This is part one of a two-part series on this issue. Click here to view part two.
This article was submitted to Thurston County for consideration in the land use chapter of its Comprehensive Plan update, Thurston 2045.
Just about everyone deplores and bemoans the sad state of rural America. Local, small town economies are in deteriorating condition, people are moving away, businesses in small towns are shutting down, the family farm is almost a thing of the past.
Less than 2% of the nation’s population are in farming and most of those farmers are beyond middle-age with their offspring seeing no future in farming for a living. Bigness, cheapness and convenience have almost mortally wounded rural America.
The situation is desperate and becoming more so. But what is being done about it? Not much that I’m aware of. However, I have a plan, actually two plans, that could turn this around and there are very compelling reasons having to do with the nation’s food security, reversing our nation’s downward health spiral through more nutritious diet, providing rural jobs and making serious contributions to environmental restoration – and all as a very doable and viable package deal.
A Revival of Rural Life
When I was a young boy growing up in Des Moines, Iowa the word “revival” had a particular meaning. I have a very clear memory from around age 11 of a revival meeting coming to town – the Billy Graham Revival. Yes, Billy Graham, more than 65 years ago; and he died only a year or so ago. It was a big deal and I knew there were many who were excited to attend. Not me. Even at that age I knew enough to have feelings of aversion about it and figured there must be something wrong with people who were so frenzied and so taken in by it all.
So “revival” is a word tinged with a kind of hypocrisy and hucksterism.
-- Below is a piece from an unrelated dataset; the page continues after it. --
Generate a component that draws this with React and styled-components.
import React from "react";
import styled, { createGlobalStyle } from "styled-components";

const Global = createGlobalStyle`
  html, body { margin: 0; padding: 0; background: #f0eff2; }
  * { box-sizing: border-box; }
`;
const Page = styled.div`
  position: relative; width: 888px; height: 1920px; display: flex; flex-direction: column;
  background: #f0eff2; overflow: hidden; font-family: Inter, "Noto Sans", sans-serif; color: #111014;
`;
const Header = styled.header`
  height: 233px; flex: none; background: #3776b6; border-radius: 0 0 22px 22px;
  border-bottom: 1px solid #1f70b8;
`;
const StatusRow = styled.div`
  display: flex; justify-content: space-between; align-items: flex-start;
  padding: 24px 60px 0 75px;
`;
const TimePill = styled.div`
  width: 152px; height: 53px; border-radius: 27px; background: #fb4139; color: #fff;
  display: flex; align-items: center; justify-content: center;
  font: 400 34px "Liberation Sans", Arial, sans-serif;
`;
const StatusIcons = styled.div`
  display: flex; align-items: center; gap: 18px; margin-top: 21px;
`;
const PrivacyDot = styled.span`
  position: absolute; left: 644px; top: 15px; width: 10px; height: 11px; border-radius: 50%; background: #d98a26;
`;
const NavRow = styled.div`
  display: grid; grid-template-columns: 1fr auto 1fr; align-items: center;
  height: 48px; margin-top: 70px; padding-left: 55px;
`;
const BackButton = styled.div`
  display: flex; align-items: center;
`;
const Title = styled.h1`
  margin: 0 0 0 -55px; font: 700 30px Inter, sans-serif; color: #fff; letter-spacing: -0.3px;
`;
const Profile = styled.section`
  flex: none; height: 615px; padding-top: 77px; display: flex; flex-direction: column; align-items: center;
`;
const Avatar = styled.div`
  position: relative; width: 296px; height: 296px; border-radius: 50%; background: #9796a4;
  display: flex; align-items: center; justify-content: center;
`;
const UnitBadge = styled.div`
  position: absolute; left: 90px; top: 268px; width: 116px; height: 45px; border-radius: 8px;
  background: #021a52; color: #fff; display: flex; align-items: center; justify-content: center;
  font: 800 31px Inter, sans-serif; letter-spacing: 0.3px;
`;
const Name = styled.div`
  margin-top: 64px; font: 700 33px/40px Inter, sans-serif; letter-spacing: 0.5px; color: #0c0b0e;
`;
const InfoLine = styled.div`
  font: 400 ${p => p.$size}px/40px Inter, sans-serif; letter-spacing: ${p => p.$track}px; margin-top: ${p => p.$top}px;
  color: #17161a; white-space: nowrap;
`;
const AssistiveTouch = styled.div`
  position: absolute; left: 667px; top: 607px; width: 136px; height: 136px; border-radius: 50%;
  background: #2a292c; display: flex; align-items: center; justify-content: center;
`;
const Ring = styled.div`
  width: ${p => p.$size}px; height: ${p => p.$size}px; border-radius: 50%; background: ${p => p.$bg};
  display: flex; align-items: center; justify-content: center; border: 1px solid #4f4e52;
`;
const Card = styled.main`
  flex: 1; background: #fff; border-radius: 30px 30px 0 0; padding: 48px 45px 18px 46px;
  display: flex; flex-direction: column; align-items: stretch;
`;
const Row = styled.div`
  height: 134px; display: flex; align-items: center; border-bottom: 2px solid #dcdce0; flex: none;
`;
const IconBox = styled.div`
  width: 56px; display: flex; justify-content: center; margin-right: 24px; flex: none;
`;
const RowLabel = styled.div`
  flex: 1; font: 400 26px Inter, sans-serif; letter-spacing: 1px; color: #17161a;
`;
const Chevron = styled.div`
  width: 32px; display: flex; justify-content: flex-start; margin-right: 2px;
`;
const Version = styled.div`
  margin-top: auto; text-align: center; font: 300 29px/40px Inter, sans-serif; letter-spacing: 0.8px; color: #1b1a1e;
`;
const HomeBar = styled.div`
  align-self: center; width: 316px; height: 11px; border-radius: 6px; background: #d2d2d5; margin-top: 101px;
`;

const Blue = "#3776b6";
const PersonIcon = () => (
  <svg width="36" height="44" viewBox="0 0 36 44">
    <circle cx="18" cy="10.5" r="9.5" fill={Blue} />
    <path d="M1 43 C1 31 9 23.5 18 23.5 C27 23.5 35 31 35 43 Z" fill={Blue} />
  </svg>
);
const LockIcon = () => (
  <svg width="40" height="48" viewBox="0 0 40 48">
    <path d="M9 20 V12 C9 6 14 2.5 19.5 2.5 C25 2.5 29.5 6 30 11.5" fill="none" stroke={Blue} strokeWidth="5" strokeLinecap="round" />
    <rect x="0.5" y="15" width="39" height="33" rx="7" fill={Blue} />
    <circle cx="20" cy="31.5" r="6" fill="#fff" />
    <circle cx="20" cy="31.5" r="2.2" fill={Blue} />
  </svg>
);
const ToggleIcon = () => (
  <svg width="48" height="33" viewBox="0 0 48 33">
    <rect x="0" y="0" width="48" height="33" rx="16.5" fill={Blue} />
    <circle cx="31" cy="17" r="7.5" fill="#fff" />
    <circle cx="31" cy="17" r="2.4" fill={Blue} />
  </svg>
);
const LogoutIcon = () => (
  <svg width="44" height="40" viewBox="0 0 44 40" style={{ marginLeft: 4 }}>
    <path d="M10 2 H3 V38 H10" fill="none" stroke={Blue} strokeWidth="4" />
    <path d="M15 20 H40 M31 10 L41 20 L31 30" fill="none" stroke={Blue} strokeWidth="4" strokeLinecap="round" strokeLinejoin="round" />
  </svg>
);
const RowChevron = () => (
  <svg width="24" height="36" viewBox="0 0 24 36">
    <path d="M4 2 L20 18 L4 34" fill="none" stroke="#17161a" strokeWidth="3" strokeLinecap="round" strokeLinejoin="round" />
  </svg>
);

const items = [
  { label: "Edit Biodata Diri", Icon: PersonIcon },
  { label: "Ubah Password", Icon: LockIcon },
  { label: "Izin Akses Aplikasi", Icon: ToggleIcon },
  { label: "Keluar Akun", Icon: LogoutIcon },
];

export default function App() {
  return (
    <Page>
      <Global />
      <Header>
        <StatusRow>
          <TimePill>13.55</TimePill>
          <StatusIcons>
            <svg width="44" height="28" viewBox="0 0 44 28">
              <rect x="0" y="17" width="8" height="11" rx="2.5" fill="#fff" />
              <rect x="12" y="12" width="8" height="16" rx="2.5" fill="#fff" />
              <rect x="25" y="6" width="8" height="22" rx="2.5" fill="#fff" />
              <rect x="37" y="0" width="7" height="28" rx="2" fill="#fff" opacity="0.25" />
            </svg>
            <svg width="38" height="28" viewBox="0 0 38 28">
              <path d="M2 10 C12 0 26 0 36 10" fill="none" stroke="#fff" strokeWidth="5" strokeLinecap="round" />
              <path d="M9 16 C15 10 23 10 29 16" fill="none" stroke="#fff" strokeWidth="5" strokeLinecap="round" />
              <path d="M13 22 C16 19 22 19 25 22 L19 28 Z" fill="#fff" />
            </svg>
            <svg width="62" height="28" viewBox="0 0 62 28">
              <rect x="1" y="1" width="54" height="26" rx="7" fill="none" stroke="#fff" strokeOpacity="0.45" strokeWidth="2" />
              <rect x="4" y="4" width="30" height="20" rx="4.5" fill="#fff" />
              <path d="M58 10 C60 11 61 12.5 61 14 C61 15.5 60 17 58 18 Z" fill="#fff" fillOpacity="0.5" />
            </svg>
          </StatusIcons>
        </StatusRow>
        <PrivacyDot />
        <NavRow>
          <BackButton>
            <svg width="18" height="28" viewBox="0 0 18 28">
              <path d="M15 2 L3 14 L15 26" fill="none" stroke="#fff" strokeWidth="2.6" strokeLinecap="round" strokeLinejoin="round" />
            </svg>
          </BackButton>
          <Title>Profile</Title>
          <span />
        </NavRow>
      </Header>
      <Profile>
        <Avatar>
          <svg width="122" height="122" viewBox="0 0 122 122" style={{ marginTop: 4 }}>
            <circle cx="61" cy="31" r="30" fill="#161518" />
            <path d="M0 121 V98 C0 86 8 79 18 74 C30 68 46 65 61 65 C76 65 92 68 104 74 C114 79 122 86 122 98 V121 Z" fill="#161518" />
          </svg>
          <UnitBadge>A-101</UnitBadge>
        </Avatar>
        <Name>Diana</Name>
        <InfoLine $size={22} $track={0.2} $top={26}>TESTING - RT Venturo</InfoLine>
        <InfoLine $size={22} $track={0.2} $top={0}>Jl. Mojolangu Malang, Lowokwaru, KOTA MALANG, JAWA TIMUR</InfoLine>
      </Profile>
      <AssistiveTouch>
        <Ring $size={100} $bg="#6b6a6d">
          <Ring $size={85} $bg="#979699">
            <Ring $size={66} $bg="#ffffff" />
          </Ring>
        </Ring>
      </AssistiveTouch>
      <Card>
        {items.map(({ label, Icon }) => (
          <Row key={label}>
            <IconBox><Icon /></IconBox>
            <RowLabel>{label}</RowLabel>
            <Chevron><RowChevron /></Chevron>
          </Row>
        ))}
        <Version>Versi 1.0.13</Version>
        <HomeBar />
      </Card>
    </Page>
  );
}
But that’s not the kind of revival I’m calling for here. This is a wholly legitimate and realistic proposal about which we can all be excited. It is about a model designed to invigorate and revive local economic activity and enthusiastic living in and around small towns and farming communities, plus raise the interest and capabilities of home gardeners. Lots of other benefits would flow from these two activities and they could spread all over rural America.
A Plan to Revive the Family Farm – Make Farmland Accessible to New Farmers
The first plan I have is called “Project Rebound,” which presents a path to bring back the family farm and pave the way for beginning farmers to get on the land (without buying it) and engage in advanced methods of alternative agriculture for producing the highest quality produce, livestock and dairy products. The nation has a dire and urgent need for more farmers; however, most young people eager to farm and grow ecologically compatible and nutritious food do not have the means to buy the necessary land. It is well known that tenant farmers seldom have incentive to steward land that is not their own. At the same time there are many idle acreages where the owners are retiring or have given up farming. The day is coming when all such land will have to be pressed into service.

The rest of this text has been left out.